▶ OBJECTIVE: In the data that follows, count every line holding the string "React" and give the count alone.

▶ EXERCISE INPUT:
────────────────

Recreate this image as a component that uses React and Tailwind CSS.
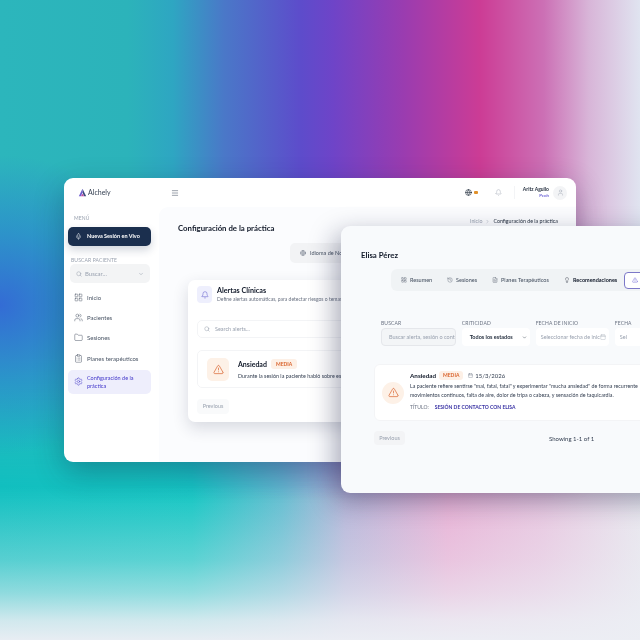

────────────────

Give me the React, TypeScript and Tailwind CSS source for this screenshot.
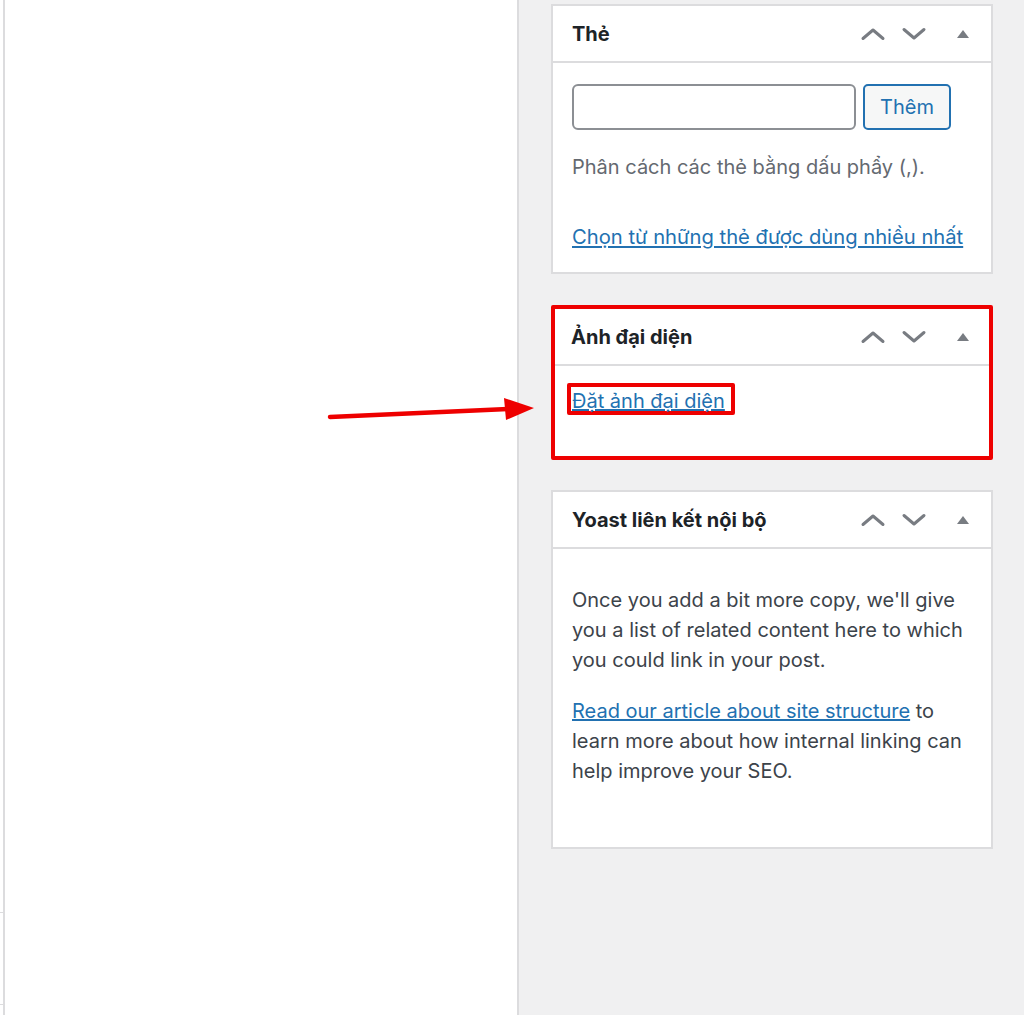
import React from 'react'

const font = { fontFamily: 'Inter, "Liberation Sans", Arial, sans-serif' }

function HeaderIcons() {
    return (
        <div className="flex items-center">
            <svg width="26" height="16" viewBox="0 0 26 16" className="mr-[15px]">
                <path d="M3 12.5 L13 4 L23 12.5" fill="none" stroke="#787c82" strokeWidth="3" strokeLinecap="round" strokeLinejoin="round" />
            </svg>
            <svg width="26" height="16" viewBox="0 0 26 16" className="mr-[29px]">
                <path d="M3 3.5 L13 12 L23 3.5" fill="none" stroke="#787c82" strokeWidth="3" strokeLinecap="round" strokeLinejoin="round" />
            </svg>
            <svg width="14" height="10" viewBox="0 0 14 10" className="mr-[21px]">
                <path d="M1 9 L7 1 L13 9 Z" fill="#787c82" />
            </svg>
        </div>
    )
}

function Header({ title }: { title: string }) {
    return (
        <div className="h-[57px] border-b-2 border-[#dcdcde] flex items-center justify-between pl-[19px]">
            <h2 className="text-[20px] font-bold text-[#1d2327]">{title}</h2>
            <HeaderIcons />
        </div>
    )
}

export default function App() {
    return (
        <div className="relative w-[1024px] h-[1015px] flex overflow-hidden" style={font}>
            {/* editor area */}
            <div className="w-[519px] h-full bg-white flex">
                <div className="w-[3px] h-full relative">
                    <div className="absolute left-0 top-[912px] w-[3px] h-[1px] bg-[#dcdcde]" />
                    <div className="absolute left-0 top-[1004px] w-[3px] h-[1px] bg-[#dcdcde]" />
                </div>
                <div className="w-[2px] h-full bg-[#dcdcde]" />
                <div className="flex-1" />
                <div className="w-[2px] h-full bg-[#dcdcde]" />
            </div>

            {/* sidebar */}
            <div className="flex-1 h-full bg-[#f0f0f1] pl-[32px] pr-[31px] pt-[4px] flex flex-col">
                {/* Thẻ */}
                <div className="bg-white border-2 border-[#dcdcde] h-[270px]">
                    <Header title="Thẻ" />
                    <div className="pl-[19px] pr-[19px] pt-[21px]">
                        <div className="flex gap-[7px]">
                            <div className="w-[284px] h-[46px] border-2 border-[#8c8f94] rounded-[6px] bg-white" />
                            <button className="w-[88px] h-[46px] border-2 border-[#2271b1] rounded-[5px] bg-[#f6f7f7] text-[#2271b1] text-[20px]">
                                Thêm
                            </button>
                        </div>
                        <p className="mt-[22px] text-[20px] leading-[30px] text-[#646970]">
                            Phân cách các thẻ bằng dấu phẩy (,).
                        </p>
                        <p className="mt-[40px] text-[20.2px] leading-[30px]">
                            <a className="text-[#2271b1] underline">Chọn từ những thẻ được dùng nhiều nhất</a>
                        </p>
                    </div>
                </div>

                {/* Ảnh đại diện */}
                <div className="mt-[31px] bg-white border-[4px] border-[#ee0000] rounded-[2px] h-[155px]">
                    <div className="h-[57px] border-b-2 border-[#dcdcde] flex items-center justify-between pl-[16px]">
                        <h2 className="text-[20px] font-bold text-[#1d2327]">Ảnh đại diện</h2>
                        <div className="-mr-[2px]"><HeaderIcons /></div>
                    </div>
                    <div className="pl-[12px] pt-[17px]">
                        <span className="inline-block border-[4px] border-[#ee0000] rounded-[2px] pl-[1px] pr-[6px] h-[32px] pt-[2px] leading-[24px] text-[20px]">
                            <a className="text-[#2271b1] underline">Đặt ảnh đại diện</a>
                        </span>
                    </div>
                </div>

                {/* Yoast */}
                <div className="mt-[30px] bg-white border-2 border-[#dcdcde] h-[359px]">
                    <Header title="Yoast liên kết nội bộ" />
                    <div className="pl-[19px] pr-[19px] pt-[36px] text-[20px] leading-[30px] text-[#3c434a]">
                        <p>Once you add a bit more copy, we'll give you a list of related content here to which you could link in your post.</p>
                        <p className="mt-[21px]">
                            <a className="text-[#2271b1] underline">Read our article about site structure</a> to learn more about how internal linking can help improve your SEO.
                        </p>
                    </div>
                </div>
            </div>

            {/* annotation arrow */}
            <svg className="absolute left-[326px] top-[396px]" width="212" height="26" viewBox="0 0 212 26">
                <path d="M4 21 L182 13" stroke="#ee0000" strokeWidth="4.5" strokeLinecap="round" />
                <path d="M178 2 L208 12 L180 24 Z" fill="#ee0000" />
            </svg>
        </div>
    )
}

────────────────

▶ SOLUTION TO THIS PROBLEM: 3